The Moors are great observers of ill omens: what they most dread is the influence of an evil spirit or an evil eye, to counteract which they wear charms round the neck, or carry in their stomach a portion of the Koran. The usual way of preparing this last preventive is to write down certain verses of the Koran, to burn them, and to mix the ashes with some liquid to be swallowed fasting; thus fortified, a Moor is proof against all the demons of Dom Daniel's cave.' Among their superstitions may be reckoned their abhorrence of black; their mode of expressing the number five by four and one; their abstaining from mentioning the word death, which they avoid as cautiously as the courtly divine did the 'mention of hell to ears polite.' Spirits being supposed to walk abroad at night, he must be a Moor of no ordinary cast of mind who, unfurnished with the sacred periapt just noticed, would venture

abroad in the dark: if a person should die suddenly, he is struck by some local demon.
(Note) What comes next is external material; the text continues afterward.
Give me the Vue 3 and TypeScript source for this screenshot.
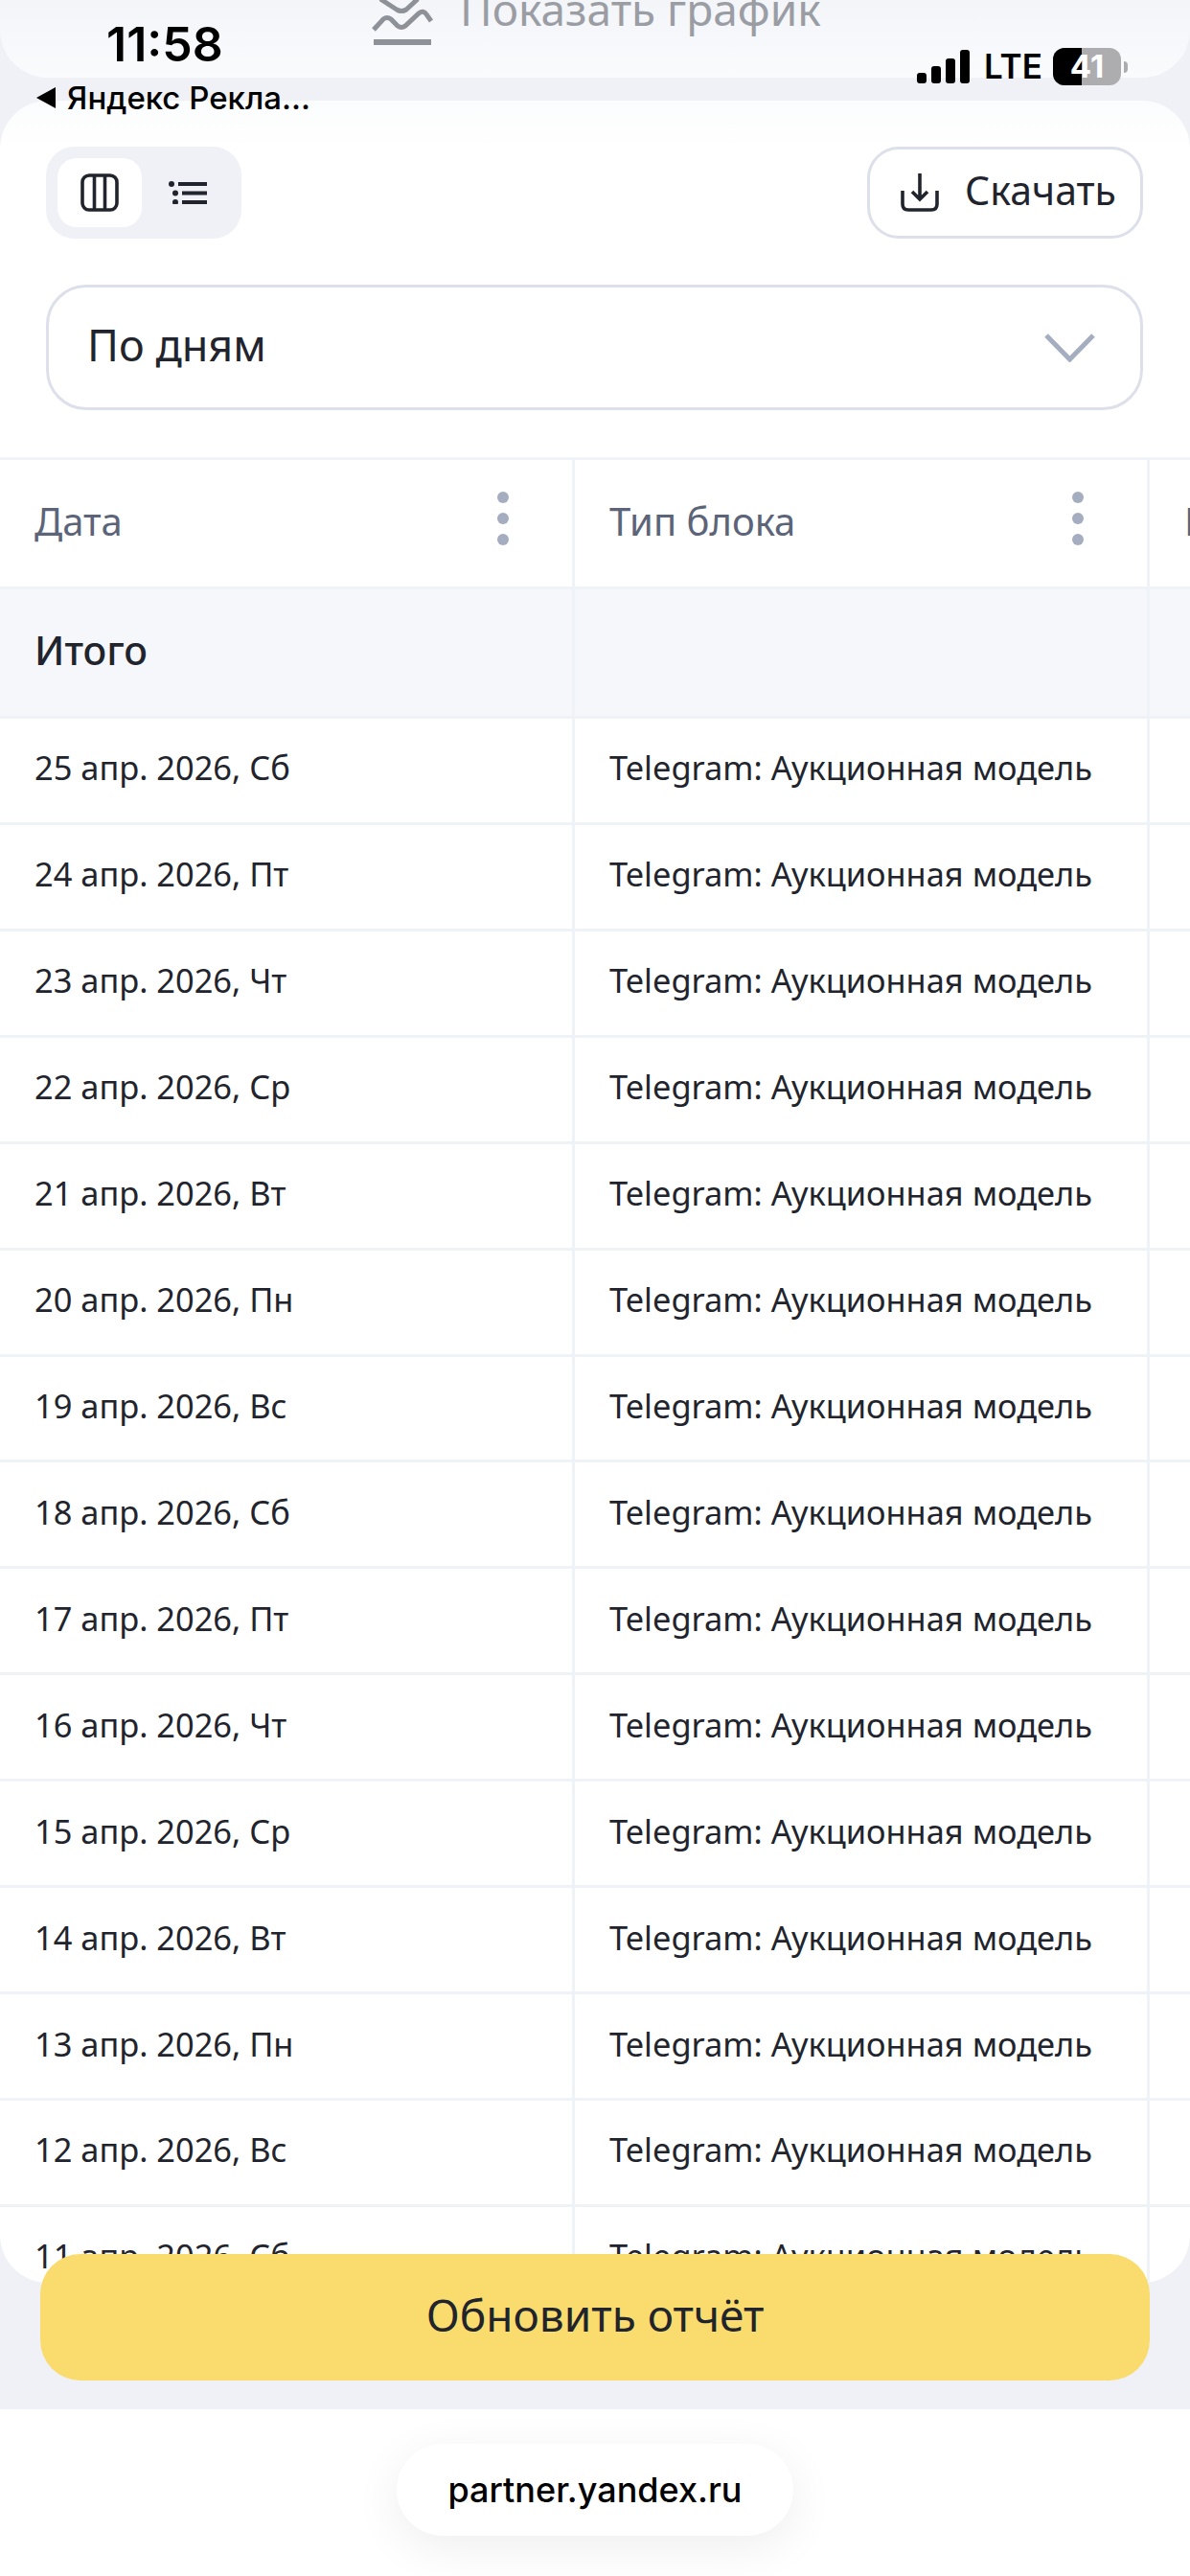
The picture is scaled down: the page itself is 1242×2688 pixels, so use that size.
<script setup lang="ts">
const dates: string[] = [
  '25 апр. 2026, Сб',
  '24 апр. 2026, Пт',
  '23 апр. 2026, Чт',
  '22 апр. 2026, Ср',
  '21 апр. 2026, Вт',
  '20 апр. 2026, Пн',
  '19 апр. 2026, Вс',
  '18 апр. 2026, Сб',
  '17 апр. 2026, Пт',
  '16 апр. 2026, Чт',
  '15 апр. 2026, Ср',
  '14 апр. 2026, Вт',
  '13 апр. 2026, Пн',
  '12 апр. 2026, Вс',
  '11 апр. 2026, Сб',
]
</script>

<template>
  <div class="page">
    <!-- системная строка поверх страницы -->
    <div class="status-time">11:58</div>
    <div class="status-back"><i class="back-arrow"></i>Яндекс Рекла...</div>
    <div class="status-right">
      <svg width="55" height="35" viewBox="0 0 55 35" fill="#000">
        <rect x="0" y="24" width="10" height="11" rx="3" />
        <rect x="15" y="17" width="10" height="18" rx="3" />
        <rect x="30" y="9" width="10" height="26" rx="3" />
        <rect x="45" y="0" width="10" height="35" rx="3" />
      </svg>
      <span class="lte">LTE</span>
      <div class="battery">
        <div class="battery-fill"></div>
        <span class="battery-text">41</span>
      </div>
      <i class="battery-tip"></i>
    </div>

    <div class="top-card">
      <div class="chart-toggle">
        <svg width="60" height="47" viewBox="0 0 60 47" fill="none" stroke="#8f9199">
          <path d="M7 -1 L24 10 Q29 13 34 10 L46 -1" stroke-width="5" />
          <path d="M0 31 L10 20 Q14 17 18 20 L25 27 Q29 30 33 27 L47 14 Q52 10 55 15 L60 22" stroke-width="5" />
          <path d="M0 44 H60" stroke-width="6" />
        </svg>
        <span>Показать график</span>
      </div>
    </div>

    <div class="main-card">
      <div class="toolbar">
        <div class="view-switch">
          <div class="view-item active">
            <svg width="40" height="40" viewBox="0 0 40 40" fill="none" stroke="#21242c" stroke-width="3.6">
              <rect x="2" y="2" width="36" height="36" rx="7" />
              <path d="M14.5 2 V38 M25.5 2 V38" />
            </svg>
          </div>
          <div class="view-item">
            <svg width="40" height="24" viewBox="0 0 40 24" fill="#21242c">
              <circle cx="3" cy="3" r="3" />
              <circle cx="7" cy="12.5" r="3" />
              <circle cx="7" cy="22" r="3" />
              <rect x="10" y="1" width="30" height="4" />
              <rect x="14" y="10.5" width="26" height="4" />
              <rect x="14" y="20" width="26" height="4" />
            </svg>
          </div>
        </div>
        <div class="download">
          <svg width="40" height="40" viewBox="0 0 40 40" fill="none" stroke="#21242c" stroke-width="3.6">
            <path d="M20 0 V26 M12 19 L20 27 L28 19" />
            <path d="M2 18 V32 Q2 38 8 38 H32 Q38 38 38 32 V18" />
          </svg>
          <span>Скачать</span>
        </div>
      </div>

      <div class="select">
        <span>По дням</span>
        <svg width="53" height="30" viewBox="0 0 53 30" fill="none" stroke="#a5adc0" stroke-width="5">
          <path d="M2 2 L26.5 27 L51 2" />
        </svg>
      </div>

      <div class="table">
        <div class="row head">
          <div class="cell">
            <span>Дата</span>
            <svg class="dots" width="12" height="56" viewBox="0 0 12 56" fill="#a5adc0">
              <ellipse cx="6" cy="6" rx="6" ry="6" />
              <ellipse cx="6" cy="28" rx="6" ry="6" />
              <ellipse cx="6" cy="50" rx="6" ry="6" />
            </svg>
          </div>
          <div class="cell">
            <span>Тип блока</span>
            <svg class="dots" width="12" height="56" viewBox="0 0 12 56" fill="#a5adc0">
              <ellipse cx="6" cy="6" rx="6" ry="6" />
              <ellipse cx="6" cy="28" rx="6" ry="6" />
              <ellipse cx="6" cy="50" rx="6" ry="6" />
            </svg>
          </div>
          <div class="cell"><span>Показы</span></div>
        </div>
        <div class="row total">
          <div class="cell">Итого</div>
          <div class="cell"></div>
          <div class="cell"></div>
        </div>
        <div v-for="d in dates" :key="d" class="row">
          <div class="cell">{{ d }}</div>
          <div class="cell">Telegram: Аукционная модель</div>
          <div class="cell"></div>
        </div>
      </div>
    </div>

    <div class="update-btn">Обновить отчёт</div>

    <div class="footer">
      <div class="url-pill">partner.yandex.ru</div>
    </div>
  </div>
</template>

<style scoped>
.page {
  position: relative;
  width: 1242px;
  height: 2688px;
  overflow: hidden;
  background: #eff1f6;
  font-family: "Noto Sans", "Open Sans", sans-serif;
  color: #21242c;
  display: flex;
  flex-direction: column;
}

/* status bar */
.status-time {
  position: absolute;
  left: 111px;
  top: 18px;
  font: 600 50px/56px Inter, "Liberation Sans", sans-serif;
  color: #000;
  z-index: 3;
}
.status-back {
  position: absolute;
  left: 38px;
  top: 84px;
  display: flex;
  align-items: center;
  gap: 12px;
  font: 500 33px/36px Inter, "Liberation Sans", sans-serif;
  color: #000;
  z-index: 3;
}
.back-arrow {
  width: 0;
  height: 0;
  border-top: 11px solid transparent;
  border-bottom: 11px solid transparent;
  border-right: 20px solid #000;
}
.status-right {
  position: absolute;
  left: 957px;
  top: 50px;
  display: flex;
  align-items: center;
  z-index: 3;
}
.lte {
  margin-left: 15px;
  font: 600 35px/35px Inter, "Liberation Sans", sans-serif;
  color: #000;
  width: 72px;
}
.battery {
  position: relative;
  width: 71px;
  height: 39px;
  border-radius: 12px;
  background: #adadaf;
  overflow: hidden;
  display: flex;
  align-items: center;
  justify-content: center;
}
.battery-fill {
  position: absolute;
  left: 0;
  top: 0;
  bottom: 0;
  width: 30px;
  background: #000;
}
.battery-text {
  position: relative;
  font: 700 33px/39px Inter, "Liberation Sans", sans-serif;
  color: #fff;
}
.battery-tip {
  margin-left: 3px;
  width: 4px;
  height: 12px;
  border-radius: 0 4px 4px 0;
  background: #adadaf;
}

/* верхний блок */
.top-card {
  height: 81px;
  flex-shrink: 0;
  border-radius: 0 0 50px 50px;
  background: linear-gradient(#f3f5f9, #fafbfd);
  overflow: hidden;
}
.chart-toggle {
  display: flex;
  align-items: flex-start;
  gap: 30px;
  margin-left: 390px;
  color: #9b9da4;
  font-size: 46px;
  line-height: 46px;
}
.chart-toggle svg {
  overflow: visible;
}
.chart-toggle span {
  margin-top: -14px;
}

/* основная карточка */
.main-card {
  margin-top: 24px;
  height: 2277px;
  flex-shrink: 0;
  border-radius: 50px;
  background: linear-gradient(#fbfcfd, #fff 50px);
  overflow: hidden;
  padding-top: 48px;
  box-sizing: border-box;
}
.toolbar {
  display: flex;
  justify-content: space-between;
  padding: 0 49px 0 48px;
}
.view-switch {
  display: flex;
  align-items: center;
  width: 204px;
  height: 96px;
  padding: 12px;
  box-sizing: border-box;
  border-radius: 30px;
  background: #eff1f6;
}
.view-item {
  width: 90px;
  height: 72px;
  border-radius: 20px;
  display: flex;
  align-items: center;
  justify-content: center;
}
.view-item.active {
  background: #fff;
}
.view-item + .view-item {
  padding-left: 5px;
}
.download {
  width: 288px;
  height: 96px;
  box-sizing: border-box;
  border: 3px solid #dde0ea;
  border-radius: 33px;
  display: flex;
  align-items: center;
  gap: 27px;
  padding-left: 32px;
  font-size: 41px;
}
.download span {
  margin-bottom: 6px;
}
.select {
  margin: 48px 49px 0 48px;
  height: 131px;
  box-sizing: border-box;
  border: 3px solid #dde0ea;
  border-radius: 42px;
  display: flex;
  align-items: center;
  justify-content: space-between;
  padding: 0 47px 0 40px;
  font-size: 45px;
}
.select span {
  margin-bottom: 6px;
}

/* таблица */
.table {
  margin-top: 49px;
  border-top: 3px solid #eff2f6;
  overflow: hidden;
}
.row {
  display: grid;
  grid-template-columns: 600px 600px 600px;
  height: 110.93px;
  box-sizing: border-box;
  border-bottom: 3px solid #eff2f6;
  font-size: 34.4px;
}
.cell {
  display: flex;
  align-items: center;
  justify-content: space-between;
  box-sizing: border-box;
  padding: 0 66px 6px 36px;
  border-right: 3px solid #eff2f6;
  white-space: nowrap;
}
.head,
.total {
  height: 135px;
  font-size: 40px;
}
.head {
  color: #5b6478;
}
.total {
  background: #f5f7fb;
  font-size: 41px;
  font-weight: 500;
  color: #21242c;
}
.dots {
  margin-bottom: 4px;
}

/* кнопка поверх таблицы */
.update-btn {
  position: absolute;
  left: 42px;
  top: 2352px;
  width: 1158px;
  height: 132px;
  padding-bottom: 6px;
  box-sizing: border-box;
  border-radius: 42px;
  background: #f9dc6d;
  display: flex;
  align-items: center;
  justify-content: center;
  font-size: 46px;
}

/* адресная строка */
.footer {
  margin-top: 132px;
  flex: 1;
  background: #fff;
  display: flex;
  justify-content: center;
  padding-top: 36px;
}
.url-pill {
  width: 414px;
  height: 96px;
  border-radius: 48px;
  background: #fff;
  box-shadow: 0 12px 50px rgba(0, 0, 0, 0.07);
  display: flex;
  align-items: center;
  justify-content: center;
  font: 500 36px/96px Inter, "Liberation Sans", sans-serif;
  color: #000;
}
</style>

<style>
html,
body {
  margin: 0;
  background: #fff;
}
</style>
Thirteen in company is an unlucky omen; but this superstition, like some of the others, is not confined to the Moors-many a good lady in England would not sleep comfortably if by any misfortune her company at table had consisted of thirteen. Among other superstitions an opinion prevails, we believe in all the four states, that it is ordained the Moors shall lose their country on a Friday during the hour of prayer, by the invasion of a people clothed in red; yet so inconsistent are they, that at this hour all the gates of every city are carefully locked, as if bars and bolts could oppose the decrees of fate. They are not, however, mere theorists in predestination, but submit to every change of fortune with humble resignation, passing from a state of opulence to that of misery without a murmur; and when death approaches, the expiring man desires nothing more than that his face may be carefully turned towards Mecca, and, when assured of this position, he bears his sufferings with patience, and leaves the world in peace.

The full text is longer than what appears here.